How do I know the one I work for now is successful? Founders are transparent
about burn rate and available funds and also they do not hesitate to share
information about revenue. This does not sound like much but from my
experience is already a good sign.

Maybe some users here will find it difficult to believe but previous startup I
worked for (the one that failed) was not transparent at all. We would hear
stories of potential big.co customer that will bring millions and then... we
would hear about another potential big.co customer that would bring
millions... And every month or two we would hear the same story. And then one
day we was informed that the company can no longer keep us so we are released
with immediate effect.

Revenue is (usually) a sign that people want the product you build. And if
people want it hard enough to put their money into it then you know you solve
a real problem and that there is actually market for it.

------
batt4good
This question is a non-starter. Of course nobody knows. Even if the startup is
an astronomic amount of funding and strong growth it could still fail. One
man's definition of success also drastically varies from another's.
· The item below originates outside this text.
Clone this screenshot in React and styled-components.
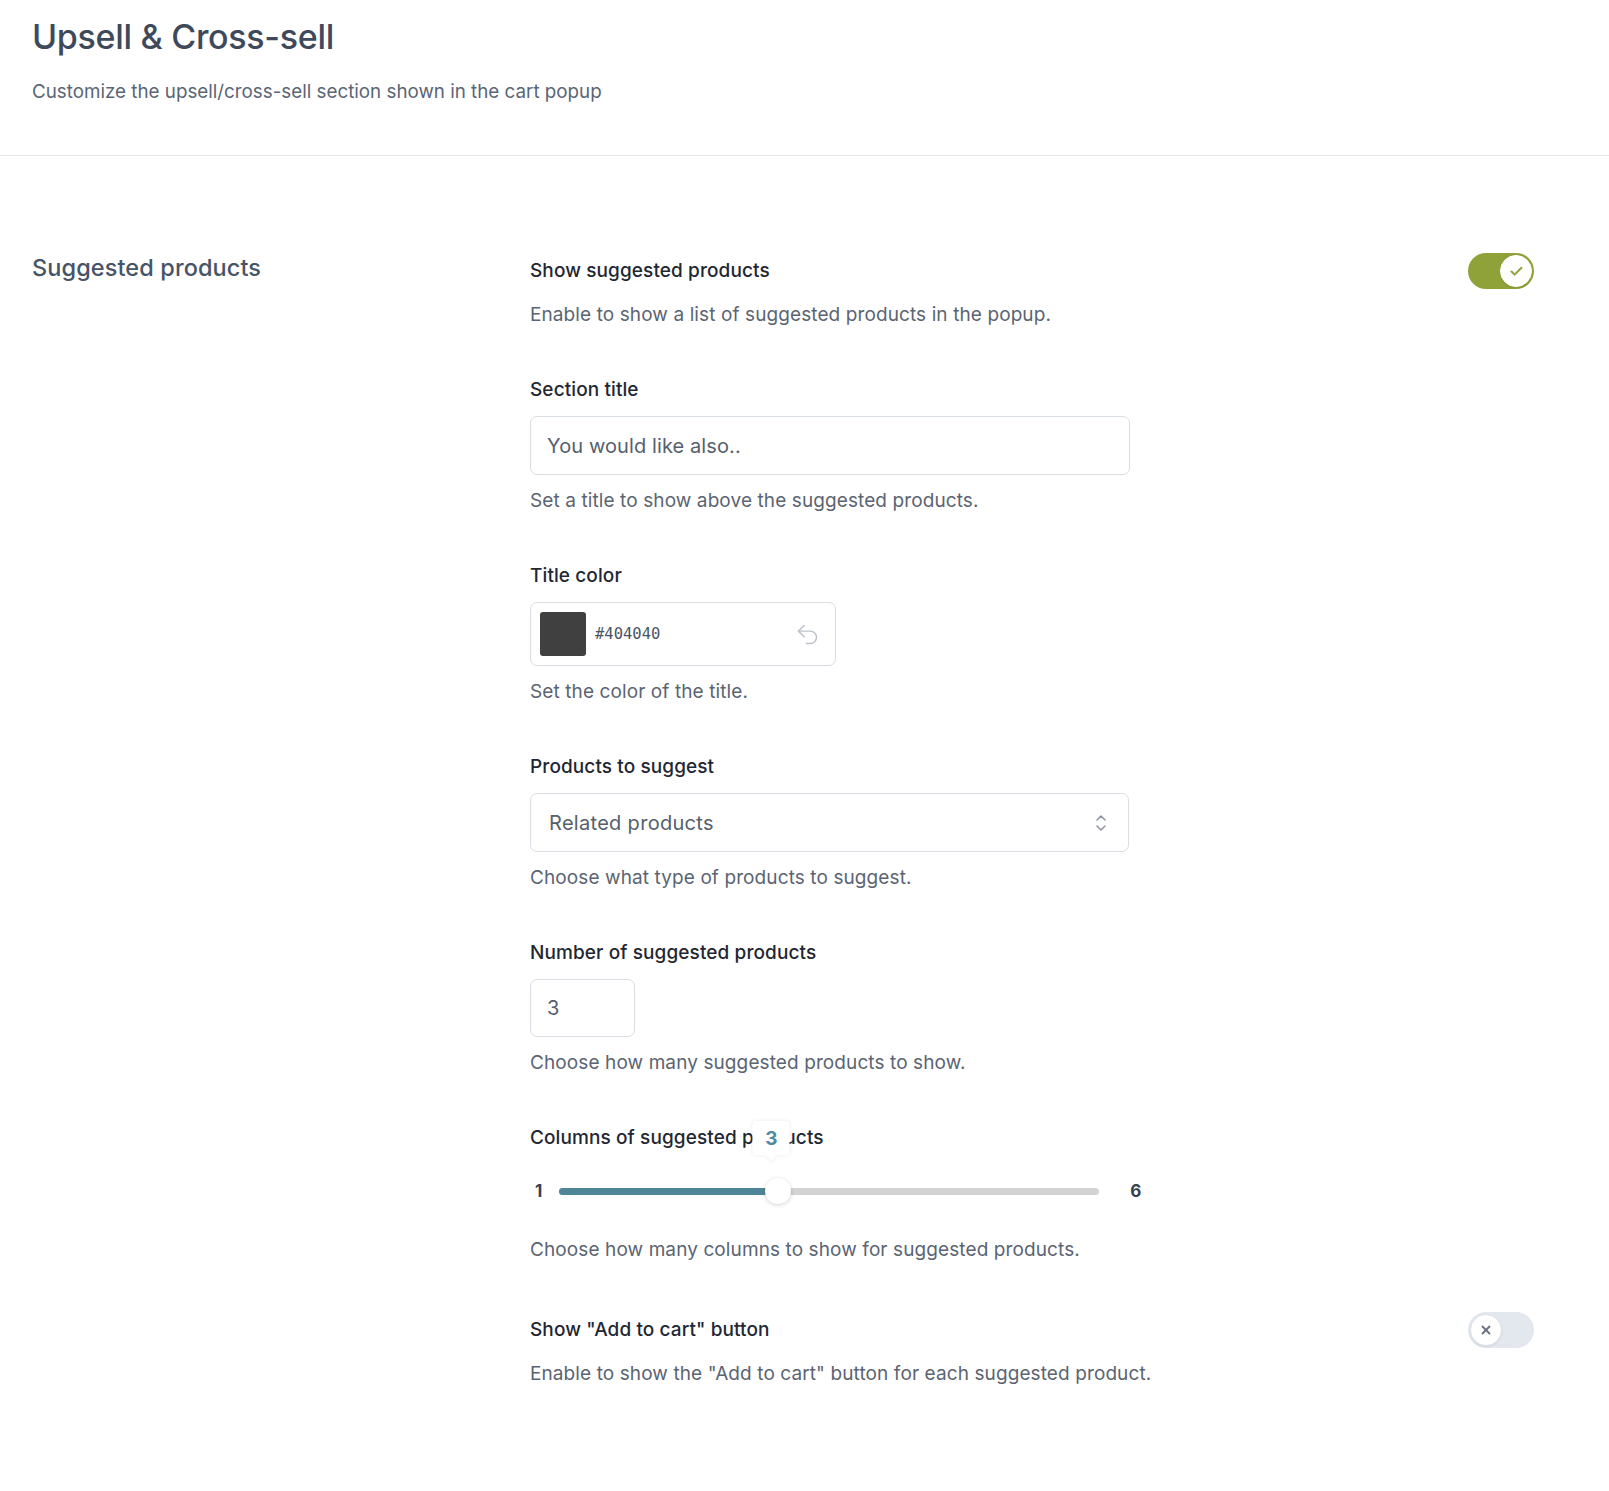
import { useState } from "react";
import styled, { createGlobalStyle } from "styled-components";
import { Check, X, Undo2 } from "lucide-react";

const GlobalStyle = createGlobalStyle`
  body {
    margin: 0;
    background: #ffffff;
    font-family: Inter, "Noto Sans", sans-serif;
    -webkit-font-smoothing: antialiased;
  }
  * { box-sizing: border-box; }
`;

export default function App() {
  const [showSuggested, setShowSuggested] = useState(true);
  const [showCart, setShowCart] = useState(false);
  const [title, setTitle] = useState("You would like also..");
  const [count, setCount] = useState(3);
  const columns = 3;
  const min = 1;
  const max = 6;
  const pct = ((columns - min) / (max - min)) * 100;

  return (
    <>
      <GlobalStyle />
      <Header>
        <Page__title>Upsell &amp; Cross-sell</Page__title>
        <Page__sub>Customize the upsell/cross-sell section shown in the cart popup</Page__sub>
      </Header>

      <Section>
        <Section__title>Suggested products</Section__title>

        <Fields>
          <Field>
            <Field__row>
              <Label>Show suggested products</Label>
              <Toggle $on={showSuggested} onClick={() => setShowSuggested(!showSuggested)}>
                <Knob $on={showSuggested}>
                  {showSuggested ? (
                    <Check size={15} strokeWidth={3.2} color="#8fa23a" />
                  ) : (
                    <X size={14} strokeWidth={3.2} color="#6b7280" />
                  )}
                </Knob>
              </Toggle>
            </Field__row>
            <Help>Enable to show a list of suggested products in the popup.</Help>
          </Field>

          <Field>
            <Label>Section title</Label>
            <Text__input value={title} onChange={(e) => setTitle(e.target.value)} />
            <Help>Set a title to show above the suggested products.</Help>
          </Field>

          <Field>
            <Label>Title color</Label>
            <Color__box>
              <Swatch $color="#404040" />
              <Color__code>#404040</Color__code>
              <Undo2 size={27} strokeWidth={1.3} color="#bcc2ca" />
            </Color__box>
            <Help>Set the color of the title.</Help>
          </Field>

          <Field>
            <Label>Products to suggest</Label>
            <Select__box>
              <span>Related products</span>
              <svg width="14" height="22" viewBox="0 0 14 22" fill="none" stroke="#8a929c" strokeWidth="1.5" strokeLinecap="round" strokeLinejoin="round">
                <path d="M3 8 L7 4 L11 8" />
                <path d="M3 14 L7 18 L11 14" />
              </svg>
            </Select__box>
            <Help>Choose what type of products to suggest.</Help>
          </Field>

          <Field>
            <Label>Number of suggested products</Label>
            <Number__input type="text" value={count} onChange={(e) => setCount(e.target.value)} />
            <Help>Choose how many suggested products to show.</Help>
          </Field>

          <Field>
            <Label>Columns of suggested products</Label>
            <Slider__row>
              <Slider__end>{min}</Slider__end>
              <Track>
                <Fill style={{ width: `${pct}%` }} />
                <Thumb style={{ left: `${pct}%` }}>
                  <Bubble>{columns}</Bubble>
                </Thumb>
              </Track>
              <Slider__end $max>{max}</Slider__end>
            </Slider__row>
            <Help>Choose how many columns to show for suggested products.</Help>
          </Field>

          <Field>
            <Field__row>
              <Label>Show "Add to cart" button</Label>
              <Toggle $on={showCart} onClick={() => setShowCart(!showCart)}>
                <Knob $on={showCart}>
                  {showCart ? (
                    <Check size={15} strokeWidth={3.2} color="#8fa23a" />
                  ) : (
                    <X size={14} strokeWidth={3.2} color="#6b7280" />
                  )}
                </Knob>
              </Toggle>
            </Field__row>
            <Help>Enable to show the "Add to cart" button for each suggested product.</Help>
          </Field>
        </Fields>
      </Section>
    </>
  );
}

const Header = styled.header`
  padding: 17px 32px 50px;
  border-bottom: 1px solid #e3e6ea;
`;

const Page__title = styled.h1`
  margin: 0;
  font-size: 34px;
  line-height: 40px;
  font-weight: 500;
  color: #3e4a5b;
  letter-spacing: -0.3px;
`;

const Page__sub = styled.p`
  margin: 22px 0 0;
  font-size: 18.8px;
  line-height: 26px;
  color: #5a6575;
`;

const Section = styled.section`
  display: grid;
  grid-template-columns: 498px 1fr;
  padding: 97px 75px 80px 32px;
`;

const Section__title = styled.h2`
  margin: 0;
  font-size: 23.5px;
  line-height: 30px;
  font-weight: 500;
  color: #475467;
  letter-spacing: 0.1px;
`;

const Fields = styled.div`
  display: flex;
  flex-direction: column;
  gap: 49px;
`;

const Field = styled.div`
  display: flex;
  flex-direction: column;
  align-items: flex-start;
  gap: 13px;
`;

const Field__row = styled.div`
  display: flex;
  align-items: center;
  justify-content: space-between;
  align-self: stretch;
  height: 36px;
`;

const Label = styled.div`
  font-size: 19px;
  line-height: 26px;
  font-weight: 500;
  color: #1f2733;
  letter-spacing: 0.1px;
`;

const Help = styled.div`
  font-size: 19px;
  line-height: 26px;
  color: #5b6472;
  letter-spacing: 0.1px;
`;

const Toggle = styled.button`
  position: relative;
  width: 66px;
  height: 36px;
  padding: 2px;
  border: none;
  border-radius: 18px;
  background: ${(p) => (p.$on ? "#8fa23a" : "#e3e8ef")};
  display: flex;
  justify-content: ${(p) => (p.$on ? "flex-end" : "flex-start")};
  align-items: center;
  cursor: pointer;
`;

const Knob = styled.span`
  width: 32px;
  height: 32px;
  border-radius: 50%;
  background: #ffffff;
  border: 1px solid ${(p) => (p.$on ? "#ffffff" : "#dfe3e8")};
  display: flex;
  align-items: center;
  justify-content: center;
  box-shadow: 0 1px 2px rgba(0, 0, 0, 0.08);
`;

const Input__base = styled.input`
  height: 59px;
  border: 1px solid #d9dee4;
  border-radius: 7px;
  padding: 0 16px;
  font-family: Inter, "Noto Sans", sans-serif;
  font-size: 20px;
  letter-spacing: 0.1px;
  color: #56606d;
  background: #ffffff;
  outline: none;
`;

const Text__input = styled(Input__base)`
  width: 600px;
`;

const Number__input = styled(Input__base)`
  width: 105px;
  height: 58px;
`;

const Color__box = styled.div`
  width: 306px;
  height: 64px;
  border: 1px solid #d9dee4;
  border-radius: 7px;
  display: flex;
  align-items: center;
  padding: 0 14px 0 9px;
  gap: 9px;
`;

const Swatch = styled.span`
  width: 46px;
  height: 44px;
  border-radius: 3px;
  background: ${(p) => p.$color};
`;

const Color__code = styled.span`
  flex: 1;
  font-family: "DejaVu Sans Mono", "Liberation Mono", monospace;
  font-size: 15.5px;
  color: #4b5563;
`;

const Select__box = styled.div`
  width: 599px;
  height: 59px;
  border: 1px solid #d9dee4;
  border-radius: 7px;
  display: flex;
  align-items: center;
  justify-content: space-between;
  padding: 0 20px 0 18px;
  font-size: 20px;
  letter-spacing: 0.3px;
  color: #56606d;
`;

const Slider__row = styled.div`
  display: flex;
  align-items: center;
  height: 40px;
  margin: 7px 0 13px;
  padding-left: 5px;
`;

const Slider__end = styled.span`
  font-size: 17px;
  font-weight: 700;
  color: #374151;
  margin: ${(p) => (p.$max ? "0 0 0 31px" : "0 17px 0 0")};
`;

const Track = styled.div`
  position: relative;
  width: 540px;
  height: 7px;
  border-radius: 4px;
  background: #d3d3d3;
`;

const Fill = styled.div`
  height: 100%;
  border-radius: 4px;
  background: #4e8698;
`;

const Thumb = styled.div`
  position: absolute;
  top: 50%;
  width: 26px;
  height: 26px;
  margin: -13px 0 0 -10px;
  border-radius: 50%;
  background: #ffffff;
  box-shadow: 0 1px 4px rgba(0, 0, 0, 0.18);
`;

const Bubble = styled.div`
  position: absolute;
  left: 50%;
  bottom: 49px;
  transform: translateX(calc(-50% - 7px));
  width: 37px;
  height: 34px;
  background: #ffffff;
  border-radius: 4px;
  box-shadow: 0 0 4px rgba(0, 0, 0, 0.08);
  display: flex;
  align-items: center;
  justify-content: center;
  font-size: 19px;
  font-weight: 700;
  color: #4e8aa0;

  &::after {
    content: "";
    position: absolute;
    bottom: -4px;
    left: 50%;
    width: 8px;
    height: 8px;
    margin-left: -4px;
    background: #ffffff;
    transform: rotate(45deg);
    box-shadow: 2px 2px 2px rgba(0, 0, 0, 0.04);
  }
`;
Enjoy your life, put some money in the bank.

If you're lucky, your hard work and intellect will reward you one day.
Granted, only hard work get's you a seat at the table, connections might
improve the cards you're dealt.

------
thrown-away-32
I was at a startup that failed, I was actually the last non-founder to leave.
Not because I didn't see the problems, but because I was the last one of us to
find a new job. Everyone began looking for a new opportunity around 6-12
months before our runway actually ran out.

Here were some of the issues:

Over time, the information flow from our founders degraded in quality and
quantity. When you're at a company of 5-10 people, everyone should know
everything.

When engineers left they weren't replaced. Tech transfer was just a formality,
and projects were shelved entirely. If a startup isn't growing, it's dying.

The founders attempted the same monetization strategy for about 2 years with
zero success. Not as in "unsustainable" but literally, not a dime!

So TL;DR: if your company is shrinking, non-founders kept in the dark, and
nothing seems to be changing in strategy when no one is paying you, the
company is probably going to die and you should move on. However, staying
around until the end of your runway will lead to a glowing reference for
future job searches.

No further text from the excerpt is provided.